Thérèse Busnel, jeune pèlerine de la XXIe caravane du printemps 1901, dans un récit rempli de joie de vivre, décrit un pèlerinage profondément religieux mais également prêt à s’accorder de nombreuses distractions, comme c’est le cas lors d’une excursion à Béthanie : 

« Après la collation de trois heures, que personne n’a manquée, nous partons tout un petit groupe, pour Béthanie, sous la conduite du Père Gervais. (…) Monsieur Hinault photographie, Papa dessine, nous causons » 643 .

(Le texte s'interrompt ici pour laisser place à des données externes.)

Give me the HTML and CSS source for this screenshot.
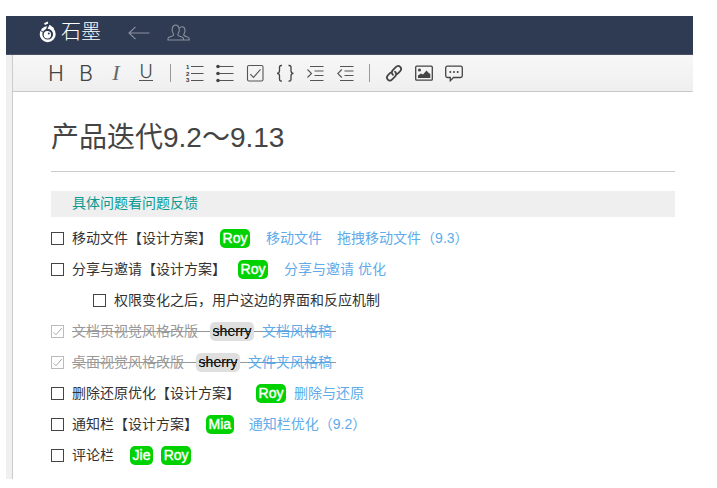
FILE: index.html
```
<!DOCTYPE html>
<html lang="zh-CN">
<head>
<meta charset="utf-8">
<title>石墨</title>
<link rel="stylesheet" href="styles.css">
</head>
<body>
<div class="app">
  <header class="topbar">
    <svg class="logo" width="18" height="22" viewBox="0 0 18 22"><circle cx="8.7" cy="13.2" r="6.700" fill="none" stroke="#fff" stroke-width="2.600"/><circle cx="8.400" cy="13.800" r="3.700" fill="#fff"/><path d="M5.500 3.200 9 1.500M10 4.500 14.500 8" stroke="#fff" stroke-width="2"/><path d="M10 2.400 7.500 9" stroke="#2f3b52" stroke-width="1.400"/><path d="M0 8.500 4 11" stroke="#2f3b52" stroke-width="1"/><circle cx="9.800" cy="12.600" r="1" fill="#2f3b52"/></svg>
    <span class="brand">石墨</span>
    <svg class="back" width="22" height="14" viewBox="0 0 22 14"><path d="M21.500 7H1M7.500.8 1 7l6.500 6.200"/></svg>
    <svg class="people" width="24" height="18" viewBox="0 0 24 18"><path d="M1 16v-1.700c0-1.500 4.500-1.800 5.300-2.800.8-.9.300-1.700-.4-2.700C4.500 6.800 4.800 1 8.700 1s4.200 5.800 2.800 7.800c-.7 1-1.200 1.800-.4 2.700.8 1 5.300 1.300 5.300 2.800V16zM12.500 4c.6-.9 1.400-1.300 2.500-1.300 3.400 0 3.500 4.800 2.300 6.500-.6.900-1 1.600-.3 2.300.9.900 5.200 1.400 5.200 2.900V16h-5.800"/></svg>
  </header>
  <div class="body">
    <div class="gutter"></div>
    <main class="main">
      <nav class="toolbar">
        <span class="tool">H</span>
        <span class="tool">B</span>
        <span class="tool italic">I</span>
        <span class="tool"><span class="under">U</span></span>
        <span class="sep"></span>
        <svg class="icon" width="30" height="20" viewBox="0 0 30 20"><g class="digits"><text x="6" y="5.800">1</text><text x="6" y="12.800">2</text><text x="6" y="19.300">3</text></g><path d="M11 3.500h12.500M11 10.500h12.500M11 17.500h12.500"/></svg>
        <svg class="icon" width="30" height="20" viewBox="0 0 30 20"><path d="M8 3.500h15.500M8 10.500h15.500M8 17.500h15.500"/><g class="solid"><circle cx="8" cy="3.500" r="1.800"/><circle cx="8" cy="10.500" r="1.800"/><circle cx="8" cy="17.500" r="1.800"/></g></svg>
        <svg class="icon" width="30" height="20" viewBox="0 0 30 20"><rect x="7.500" y="2.500" width="15.500" height="15.500" rx="1.500"/><path d="m10.300 11.200 3.200 3.200 7-8"/></svg>
        <svg class="icon" width="30" height="20" viewBox="0 0 30 20"><path class="brace" d="M12 2.500h-.8Q9.500 2.500 9.500 4.500v3.300Q9.500 10.300 7 10.300q2.500 0 2.500 2.500v3.300q0 2 1.700 2h.8M18.500 2.500h.8q1.700 0 1.700 2v3.300q0 2.500 2.500 2.500-2.500 0-2.500 2.500v3.300q0 2-1.700 2h-.8"/></svg>
        <svg class="icon" width="30" height="20" viewBox="0 0 30 20"><path d="M10 3.500h13.500M14.500 8h9M14.500 12.500h9M10 17.500h13.500"/><path d="m7.500 6.500 4 4-4 4"/></svg>
        <svg class="icon" width="30" height="20" viewBox="0 0 30 20"><path d="M10 3.500h13.500M14.500 8h9M14.500 12.500h9M10 17.500h13.500"/><path d="m11.800 6.500-4 4 4 4"/></svg>
        <span class="sep"></span>
        <svg class="icon" width="30" height="20" viewBox="0 0 30 20"><path class="chain" d="M14 11.800c-2-2-1.300-3.600-.2-4.700l3-3c1.500-1.500 3.400-1.200 4.400-.2s1.300 2.900-.2 4.400l-2.500 2.500M16 8.700c2 2 1.300 3.600.2 4.700l-3 3c-1.500 1.500-3.400 1.200-4.400.2s-1.300-2.900.2-4.400l2.500-2.500"/></svg>
        <svg class="icon" width="30" height="20" viewBox="0 0 30 20"><rect class="frame" x="6.700" y="3.200" width="16.600" height="14" rx="1"/><g class="solid"><circle cx="10.500" cy="7" r="1.500"/><path d="M9 15v-2.500l3-2 2 1 3.500-4 2 2.300 1.800 1.200v4z"/></g></svg>
        <svg class="icon" width="30" height="20" viewBox="0 0 30 20"><path class="bubble" d="M8.500 3.200h13q1.800 0 1.800 1.800v7.700q0 1.800-1.800 1.800h-7l-3.200 3.200v-3.200H8.500q-1.800 0-1.800-1.800V5q0-1.800 1.800-1.800z"/><g class="solid"><circle cx="11.300" cy="8.900" r="1"/><circle cx="15" cy="8.900" r="1"/><circle cx="18.700" cy="8.900" r="1"/></g></svg>
      </nav>
      <article class="doc">
        <h1 class="title">产品迭代9.2～9.13</h1>
        <p class="note">具体问题看问题反馈</p>
        <ul class="list">
          <li class="item"><i class="box"></i><span>移动文件【设计方案】</span><b class="tag gap8">Roy</b><a class="gap16">移动文件</a><a class="gap15">拖拽移动文件（9.3）</a></li>
          <li class="item"><i class="box"></i><span>分享与邀请【设计方案】</span><b class="tag gap12">Roy</b><a class="gap16">分享与邀请 优化</a></li>
          <li class="item nested"><i class="box"></i><span>权限变化之后，用户这边的界面和反应机制</span></li>
          <li class="item done"><i class="box"><svg width="11" height="11" viewBox="0 0 11 11"><path d="m1.500 6.300 2.500 2.500L9.800 2"/></svg></i><span class="text narrow">文档页视觉风格改版<b class="tag muted">sherry</b><a>文档风格稿</a></span></li>
          <li class="item done"><i class="box"><svg width="11" height="11" viewBox="0 0 11 11"><path d="m1.500 6.300 2.500 2.500L9.800 2"/></svg></i><span class="text">桌面视觉风格改版<b class="tag muted">sherry</b><a>文件夹风格稿</a></span></li>
          <li class="item"><i class="box"></i><span>删除还原优化【设计方案】</span><b class="tag gap16">Roy</b><a class="gap8">删除与还原</a></li>
          <li class="item"><i class="box"></i><span>通知栏【设计方案】</span><b class="tag gap8">Mia</b><a class="gap15">通知栏优化（9.2）</a></li>
          <li class="item"><i class="box"></i><span>评论栏</span><b class="tag gap16">Jie</b><b class="tag gap8">Roy</b></li>
        </ul>
      </article>
    </main>
  </div>
</div>
</body>
</html>
```

FILE: styles.css
```
* { box-sizing: border-box; }
body {
  margin: 0;
  padding: 16px 24px 9px 6px;
  background: #fff;
  color: #333;
  font: 14px/31px "Liberation Sans", "Noto Sans CJK SC", sans-serif;
}
.app { height: 463px; overflow: hidden; }
.topbar {
  display: flex;
  height: 39px;
  background: #2f3b52;
  border-bottom: 1px solid #4a5262;
}
.logo { margin: 5px 0 0 33px; }
.brand {
  margin: 4px 0 0 4px;
  color: #fff;
  font-family: "Noto Sans CJK SC", sans-serif;
  font-size: 20px;
  font-weight: 300;
  line-height: 22px;
  width: 40px;
}
.back, .people { fill: none; stroke: #8b929f; stroke-width: 1.1; }
.back { margin: 10px 0 0 27px; }
.people { margin: 8px 0 0 17px; }
.body { display: flex; height: 424px; }
.gutter { width: 7px; background: #f0f0f0; border-right: 1px solid #ccc; }
.main { flex: 1; }
.toolbar {
  display: flex;
  align-items: center;
  height: 37px;
  padding: 0 0 1px 28px;
  background: linear-gradient(#f7f7f7, #efefef);
  border-bottom: 1px solid #c8c8c8;
}
.tool {
  width: 30px;
  color: #444;
  text-align: center;
  font: 300 21.500px/24px Inter, sans-serif;
}
.italic { font: italic 300 22px/24px "Liberation Serif", serif; color: #666; }
.under {
  display: inline-block;
  height: 16px;
  margin-top: 4px;
  border-bottom: 1px solid #555;
  font-size: 18px;
  line-height: 14px;
  vertical-align: top;
}
.sep { width: 1px; height: 18px; margin: 0 9px; background: #999; }
.icon { fill: none; stroke: #555; stroke-width: 1.1; flex: none; }
.solid { fill: #444; stroke: none; }
.digits { fill: #333; stroke: none; font: bold 6px "Liberation Sans", sans-serif; }
.chain { stroke: #444; stroke-width: 1.700; stroke-linecap: round; }
.brace, .frame, .bubble { stroke: #444; stroke-width: 1.300; }
.doc { padding: 0 18px 0 38px; }
.title {
  height: 80px;
  margin: 0;
  border-bottom: 1px solid #ccc;
  color: #444;
  font-size: 28px;
  font-weight: 400;
  line-height: 92px;
}
.note {
  height: 26px;
  margin: 19px 0 6px;
  padding-left: 21px;
  background: #efefef;
  color: #099a94;
  line-height: 25px;
}
.list { margin: 0; padding: 0; list-style: none; }
.item { display: flex; align-items: center; height: 31px; white-space: pre; }
.nested { padding-left: 42px; }
.box { flex: none; width: 13px; height: 13px; margin-right: 8px; border: 1px solid #444; }
.box svg { display: block; fill: none; stroke: #aaa; }
.item a { color: #60abe9; }
.tag {
  height: 19px;
  padding: 0 2.600px;
  border-radius: 5px;
  background: #00d200;
  color: #fff;
  font-weight: 400;
  line-height: 19px;
  -webkit-text-stroke: .4px;
}
.done { color: #999; }
.done .box { border-color: #bbb; }
.text { display: flex; align-items: center; position: relative; padding-right: 4px; }
.text::before, .text a::after, .muted::after {
  content: "";
  position: absolute;
  left: 0;
  right: 0;
  top: 15px;
  height: 1px;
  background: #999;
}
.text a { position: relative; }
.text a::after { background: #60a0d4; }
.muted {
  position: relative;
  margin: 0 8px 0 12px;
  background: #dfdfdf;
  color: #000;
  -webkit-text-stroke: .1px;
}
.muted::after { left: 3px; right: 3px; top: 9px; background: #222; }
.gap8 { margin-left: 8px; }
.gap12 { margin-left: 12px; }
.gap15 { margin-left: 15px; }
.gap16 { margin-left: 16px; }
```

Un dernier point est intéressant à soulever qui démontre que les pèlerins ne sont plus les héroïques croisés de la IXe croisade mais soucieux de leur bien-être : l’importance accordée à leur santé. Dès le début des pèlerinages de pénitence, un médecin a accompagné la caravane, très vite secondé par une ou plusieurs sœurs de Saint-Joseph, dont la célèbre Sœur Joséphine.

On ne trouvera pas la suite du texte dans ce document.